__Problem to solve__: Copy each line holding the string "this".
┄┄┄┄┄┄┄┄┄┄┄┄┄┄┄┄┄┄┄┄
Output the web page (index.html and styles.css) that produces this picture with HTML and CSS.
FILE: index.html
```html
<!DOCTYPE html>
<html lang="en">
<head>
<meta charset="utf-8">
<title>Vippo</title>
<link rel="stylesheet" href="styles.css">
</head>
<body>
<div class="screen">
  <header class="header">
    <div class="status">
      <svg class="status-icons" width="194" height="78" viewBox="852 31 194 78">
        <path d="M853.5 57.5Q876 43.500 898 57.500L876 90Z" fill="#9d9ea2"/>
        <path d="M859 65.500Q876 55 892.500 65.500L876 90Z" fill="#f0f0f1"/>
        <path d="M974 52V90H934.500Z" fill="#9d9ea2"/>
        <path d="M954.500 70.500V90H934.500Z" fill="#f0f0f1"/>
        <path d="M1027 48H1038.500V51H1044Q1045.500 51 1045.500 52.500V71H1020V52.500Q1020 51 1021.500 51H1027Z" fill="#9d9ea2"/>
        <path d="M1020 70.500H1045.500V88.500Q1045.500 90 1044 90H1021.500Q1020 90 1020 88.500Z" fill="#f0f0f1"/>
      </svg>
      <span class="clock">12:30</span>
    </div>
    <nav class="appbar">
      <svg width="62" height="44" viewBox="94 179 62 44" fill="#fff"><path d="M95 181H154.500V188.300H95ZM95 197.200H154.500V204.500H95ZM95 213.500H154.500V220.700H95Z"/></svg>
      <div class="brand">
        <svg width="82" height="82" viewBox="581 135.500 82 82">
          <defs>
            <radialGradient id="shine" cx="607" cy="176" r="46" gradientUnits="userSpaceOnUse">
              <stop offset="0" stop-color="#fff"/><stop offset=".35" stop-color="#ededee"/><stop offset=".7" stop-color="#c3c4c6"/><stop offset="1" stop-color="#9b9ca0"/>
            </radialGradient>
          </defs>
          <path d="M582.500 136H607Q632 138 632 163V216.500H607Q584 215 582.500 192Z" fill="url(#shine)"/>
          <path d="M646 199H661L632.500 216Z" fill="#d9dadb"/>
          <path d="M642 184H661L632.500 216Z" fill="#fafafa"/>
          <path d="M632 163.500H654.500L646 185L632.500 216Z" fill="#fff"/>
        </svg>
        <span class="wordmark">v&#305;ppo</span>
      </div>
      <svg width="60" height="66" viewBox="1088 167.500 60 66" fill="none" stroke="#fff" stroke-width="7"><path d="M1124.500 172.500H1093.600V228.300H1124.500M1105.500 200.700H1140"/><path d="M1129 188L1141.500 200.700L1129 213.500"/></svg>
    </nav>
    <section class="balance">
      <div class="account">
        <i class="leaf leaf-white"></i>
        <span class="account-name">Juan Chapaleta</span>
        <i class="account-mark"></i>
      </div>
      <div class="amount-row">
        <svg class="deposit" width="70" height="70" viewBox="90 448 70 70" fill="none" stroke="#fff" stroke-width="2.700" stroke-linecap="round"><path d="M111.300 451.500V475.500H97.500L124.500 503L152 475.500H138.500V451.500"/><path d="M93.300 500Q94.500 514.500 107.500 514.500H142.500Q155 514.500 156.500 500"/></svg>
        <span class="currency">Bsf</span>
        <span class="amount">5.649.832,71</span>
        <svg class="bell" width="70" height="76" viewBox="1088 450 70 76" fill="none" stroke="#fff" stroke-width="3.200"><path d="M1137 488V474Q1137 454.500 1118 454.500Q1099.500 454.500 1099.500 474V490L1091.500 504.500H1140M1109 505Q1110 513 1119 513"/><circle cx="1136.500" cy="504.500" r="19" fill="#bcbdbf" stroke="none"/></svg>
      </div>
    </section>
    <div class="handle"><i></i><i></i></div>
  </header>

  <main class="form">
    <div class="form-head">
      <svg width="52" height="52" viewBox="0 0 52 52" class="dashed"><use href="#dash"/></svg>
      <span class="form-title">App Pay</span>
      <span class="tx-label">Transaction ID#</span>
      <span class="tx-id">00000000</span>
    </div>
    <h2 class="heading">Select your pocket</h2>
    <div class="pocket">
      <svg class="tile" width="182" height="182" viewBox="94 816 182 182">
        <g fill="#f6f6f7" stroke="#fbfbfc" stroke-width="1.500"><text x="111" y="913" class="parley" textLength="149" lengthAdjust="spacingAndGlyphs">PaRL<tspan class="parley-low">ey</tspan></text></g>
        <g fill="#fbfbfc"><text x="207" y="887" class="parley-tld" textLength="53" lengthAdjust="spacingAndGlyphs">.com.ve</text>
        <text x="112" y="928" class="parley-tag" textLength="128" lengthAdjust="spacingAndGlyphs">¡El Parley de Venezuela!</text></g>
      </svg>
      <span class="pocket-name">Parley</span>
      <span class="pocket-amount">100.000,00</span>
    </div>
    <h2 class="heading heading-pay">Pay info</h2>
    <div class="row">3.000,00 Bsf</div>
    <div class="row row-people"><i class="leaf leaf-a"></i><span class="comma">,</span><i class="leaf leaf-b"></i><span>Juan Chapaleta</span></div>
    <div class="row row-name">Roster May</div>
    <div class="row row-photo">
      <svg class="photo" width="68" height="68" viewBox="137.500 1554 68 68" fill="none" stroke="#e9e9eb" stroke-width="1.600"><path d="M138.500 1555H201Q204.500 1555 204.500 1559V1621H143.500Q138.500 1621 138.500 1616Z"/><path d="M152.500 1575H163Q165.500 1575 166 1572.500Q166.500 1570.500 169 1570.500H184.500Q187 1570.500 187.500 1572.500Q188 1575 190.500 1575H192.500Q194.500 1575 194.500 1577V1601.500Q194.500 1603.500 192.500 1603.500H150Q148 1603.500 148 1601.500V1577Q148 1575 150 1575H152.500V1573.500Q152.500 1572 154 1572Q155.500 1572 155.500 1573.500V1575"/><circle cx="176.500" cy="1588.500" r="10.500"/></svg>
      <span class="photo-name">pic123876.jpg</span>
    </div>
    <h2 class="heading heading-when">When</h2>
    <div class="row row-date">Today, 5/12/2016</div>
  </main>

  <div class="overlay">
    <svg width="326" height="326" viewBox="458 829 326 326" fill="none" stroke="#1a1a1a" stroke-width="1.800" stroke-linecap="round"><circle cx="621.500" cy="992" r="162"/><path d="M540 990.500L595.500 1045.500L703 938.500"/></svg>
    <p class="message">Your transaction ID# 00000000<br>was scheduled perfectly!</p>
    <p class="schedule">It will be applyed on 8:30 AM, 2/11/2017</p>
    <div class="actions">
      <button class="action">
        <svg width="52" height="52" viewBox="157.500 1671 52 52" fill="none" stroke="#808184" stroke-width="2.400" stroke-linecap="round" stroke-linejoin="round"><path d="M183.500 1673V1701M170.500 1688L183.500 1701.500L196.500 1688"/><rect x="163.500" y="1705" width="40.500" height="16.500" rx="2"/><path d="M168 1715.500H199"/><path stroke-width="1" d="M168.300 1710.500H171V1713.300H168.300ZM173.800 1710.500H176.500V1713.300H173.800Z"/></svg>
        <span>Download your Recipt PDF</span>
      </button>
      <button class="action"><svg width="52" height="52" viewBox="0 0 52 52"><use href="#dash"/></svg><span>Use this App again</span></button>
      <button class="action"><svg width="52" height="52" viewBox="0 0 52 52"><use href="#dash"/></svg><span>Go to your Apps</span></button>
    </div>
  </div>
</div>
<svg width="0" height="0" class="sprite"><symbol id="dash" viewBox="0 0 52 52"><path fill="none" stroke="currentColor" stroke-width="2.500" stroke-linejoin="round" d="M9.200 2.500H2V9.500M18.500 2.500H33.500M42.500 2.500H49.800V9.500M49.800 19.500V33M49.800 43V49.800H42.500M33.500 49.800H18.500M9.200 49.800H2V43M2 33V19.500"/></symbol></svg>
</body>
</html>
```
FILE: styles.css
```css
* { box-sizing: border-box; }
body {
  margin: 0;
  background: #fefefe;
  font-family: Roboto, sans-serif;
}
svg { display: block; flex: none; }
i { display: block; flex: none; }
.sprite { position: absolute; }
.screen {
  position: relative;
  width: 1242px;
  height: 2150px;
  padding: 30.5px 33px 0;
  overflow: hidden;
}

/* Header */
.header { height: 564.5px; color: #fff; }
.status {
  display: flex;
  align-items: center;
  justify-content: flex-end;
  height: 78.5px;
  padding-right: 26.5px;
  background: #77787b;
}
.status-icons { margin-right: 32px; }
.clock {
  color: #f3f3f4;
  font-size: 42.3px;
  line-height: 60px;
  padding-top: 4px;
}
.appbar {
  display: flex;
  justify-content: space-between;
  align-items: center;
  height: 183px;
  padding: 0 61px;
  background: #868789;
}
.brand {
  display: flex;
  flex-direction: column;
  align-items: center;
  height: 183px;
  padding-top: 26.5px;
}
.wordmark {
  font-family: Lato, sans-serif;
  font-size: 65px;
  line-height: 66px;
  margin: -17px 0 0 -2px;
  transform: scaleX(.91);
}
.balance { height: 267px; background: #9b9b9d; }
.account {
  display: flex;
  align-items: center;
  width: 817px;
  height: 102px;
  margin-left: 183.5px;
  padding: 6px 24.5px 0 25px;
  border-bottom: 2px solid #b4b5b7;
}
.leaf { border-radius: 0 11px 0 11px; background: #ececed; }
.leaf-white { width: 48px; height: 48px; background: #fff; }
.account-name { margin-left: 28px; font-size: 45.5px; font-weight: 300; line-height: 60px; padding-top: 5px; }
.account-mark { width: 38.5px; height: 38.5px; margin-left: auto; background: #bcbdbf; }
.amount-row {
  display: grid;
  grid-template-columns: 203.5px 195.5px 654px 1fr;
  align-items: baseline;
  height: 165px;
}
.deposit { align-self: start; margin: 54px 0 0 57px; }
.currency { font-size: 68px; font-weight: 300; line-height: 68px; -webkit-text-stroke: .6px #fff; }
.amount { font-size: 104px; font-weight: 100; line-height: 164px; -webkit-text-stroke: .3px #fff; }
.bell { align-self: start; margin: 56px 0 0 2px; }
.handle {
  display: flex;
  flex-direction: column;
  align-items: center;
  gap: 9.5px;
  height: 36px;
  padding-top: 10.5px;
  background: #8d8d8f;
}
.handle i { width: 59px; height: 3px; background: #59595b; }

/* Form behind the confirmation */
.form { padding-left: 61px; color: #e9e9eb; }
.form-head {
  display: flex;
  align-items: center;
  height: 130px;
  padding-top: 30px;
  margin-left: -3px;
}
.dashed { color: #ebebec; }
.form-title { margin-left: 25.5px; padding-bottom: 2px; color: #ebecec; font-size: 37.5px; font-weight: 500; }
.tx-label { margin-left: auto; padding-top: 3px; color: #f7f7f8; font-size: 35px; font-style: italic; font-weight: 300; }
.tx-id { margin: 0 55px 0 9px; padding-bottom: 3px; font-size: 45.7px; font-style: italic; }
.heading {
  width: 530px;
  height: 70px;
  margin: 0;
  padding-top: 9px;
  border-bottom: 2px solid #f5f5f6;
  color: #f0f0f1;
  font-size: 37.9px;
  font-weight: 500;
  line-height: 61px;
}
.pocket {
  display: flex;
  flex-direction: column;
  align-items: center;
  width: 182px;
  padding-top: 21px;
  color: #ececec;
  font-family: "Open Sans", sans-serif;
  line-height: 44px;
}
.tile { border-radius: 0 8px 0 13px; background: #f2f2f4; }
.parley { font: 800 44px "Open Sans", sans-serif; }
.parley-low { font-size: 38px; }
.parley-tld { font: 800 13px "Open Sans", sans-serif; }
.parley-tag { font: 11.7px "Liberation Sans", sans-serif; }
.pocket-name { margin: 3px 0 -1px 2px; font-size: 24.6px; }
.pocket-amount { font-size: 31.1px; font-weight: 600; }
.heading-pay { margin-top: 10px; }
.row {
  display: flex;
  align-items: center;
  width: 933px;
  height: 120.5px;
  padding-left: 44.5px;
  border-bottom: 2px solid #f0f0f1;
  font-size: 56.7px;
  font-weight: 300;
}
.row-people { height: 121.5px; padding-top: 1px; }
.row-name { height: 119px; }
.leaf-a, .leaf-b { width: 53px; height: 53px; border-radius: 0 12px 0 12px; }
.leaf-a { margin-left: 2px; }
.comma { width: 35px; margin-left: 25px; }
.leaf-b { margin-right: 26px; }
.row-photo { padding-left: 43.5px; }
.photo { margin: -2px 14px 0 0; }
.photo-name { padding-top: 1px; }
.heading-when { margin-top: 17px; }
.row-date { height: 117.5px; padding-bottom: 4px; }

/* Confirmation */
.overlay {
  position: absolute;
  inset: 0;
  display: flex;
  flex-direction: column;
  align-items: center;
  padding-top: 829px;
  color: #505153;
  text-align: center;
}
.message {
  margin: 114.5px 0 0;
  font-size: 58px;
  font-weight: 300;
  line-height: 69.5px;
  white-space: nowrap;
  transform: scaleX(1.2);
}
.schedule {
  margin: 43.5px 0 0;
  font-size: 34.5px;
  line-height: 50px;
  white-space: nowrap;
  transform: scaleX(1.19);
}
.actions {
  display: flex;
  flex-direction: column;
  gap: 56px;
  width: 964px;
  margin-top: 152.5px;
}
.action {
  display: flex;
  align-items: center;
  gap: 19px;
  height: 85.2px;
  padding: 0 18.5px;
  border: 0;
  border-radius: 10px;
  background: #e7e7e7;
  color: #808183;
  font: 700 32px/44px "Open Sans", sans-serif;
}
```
┄┄┄┄┄┄┄┄┄┄┄┄┄┄┄┄┄┄┄┄
__Full answer__:
Output the web page (index.html and styles.css) that produces this picture with HTML and CSS.
      <button class="action"><svg width="52" height="52" viewBox="0 0 52 52"><use href="#dash"/></svg><span>Use this App again</span></button>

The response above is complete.